Traditional Japanese footwear suited this environment admirably. It also responded to religious and cultural influences. In the sixth century, under the influence of Buddhist teachings against animal slaughter, wooden clogs
called geta replaced leather shoes and boots outdoors. (Even now, many leather workers are descendants of the former pariah caste of burakamin, to whom this trade was reserved.) Geta, unlike Western clogs, are flat platforms supported by two transverse blocks between two and four inches high placed far enough back so that the front end can tip forward. They were more elegant versions of the wooden
planks fastened by rice straw straps that rice paddy workers had already been using for hundreds of years. Two cloth strips forming a V are fastened at the sides toward the rear of the geta and meet between the first and second toes. Geta raise the wearer above mud and puddles, originally protecting the hem of the kimono, the universal outer garment of men and women alike. Sizes were standard for
men and women, and even left and right geta were interchangeable, as the forward point of the V was in the center of each platform, not toward the body’s center where the toes would naturally lie. Men’s zori and geta were (and are) square, while women’s had rounded corners. While some women’s geta were luxuriously fitted with sole coverings of plaited rushes and rich fabric thongs, male counterparts
could be so similar to one another in size and appearance that drunken dinner guests often walked off with the wrong pair.
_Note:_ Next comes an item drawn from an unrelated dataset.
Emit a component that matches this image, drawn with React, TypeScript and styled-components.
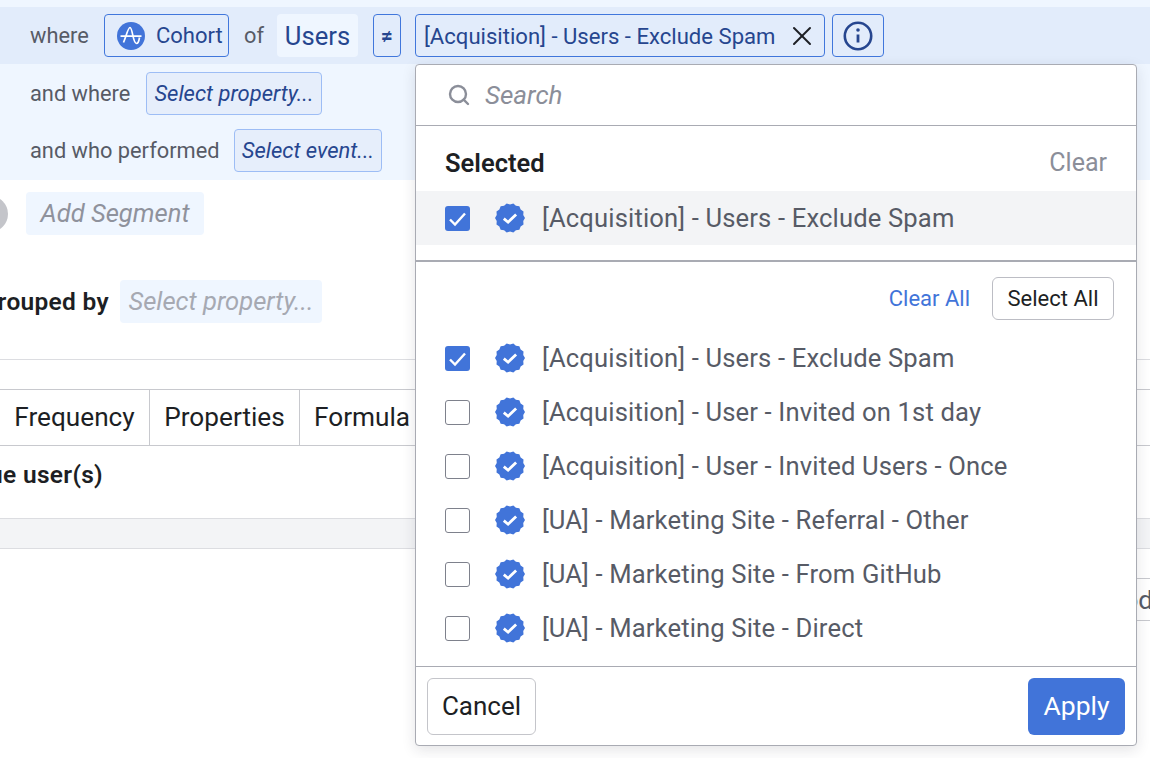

The best geta were carved from a single block of pawlonia wood, sometimes covered with tatami (bamboo) insoles; others were assembled with tongues and grooves. Far from declining with industrialization, geta became affordable for most poor Japanese with nineteenth-century
machine production. But artisanal techniques survived. Well into the twentieth century, craft shop owners traveled deep into Japan’s mountain forests to buy whole pawlonia trees for the best-quality geta.
19

Other footwear needed no quest for rare materials; it recycled common ones. The original Japanese sandals,
waraji
, made of rice straw, appeared even earlier than geta, about two thousand years
ago, as rice was becoming a staple of the Japanese diet. Like their yucca counterparts in the New
World, they were one of history’s most stunningly economical items of costume. Rice straw, a waste product of food production, became both a practical and a religious item. Shinto shrines have sacred straw ropes. Straw was the material of the roofs and mats of traditional houses, raincoats, and rain
hats. Woven straw matting, bound with straw rope, secured food products in transit. And the same renewable straw was woven into
waraji
sandals with a twisted straw cord passing through loops at either side of the foot and heel and secured at the ankle. (An immense straw
waraji
, supported by more than twenty bearers, was recently dedicated to Tokyo’s Sensoji temple, as an embodiment of the protection
of the nation.) In the ninth century, a new kind of straw sandal was introduced, the zori, following the V pattern of geta. Rush, bamboo sheaths, and other economical materials were often used instead of straw. While
waraji
remained country work footwear, zori ultimately were produced with many variations of design and workmanship, including luxurious white brocaded silk wedding models and others
with double rice-straw soles presented by the fiancé’s family to the bride-to-be on their betrothal.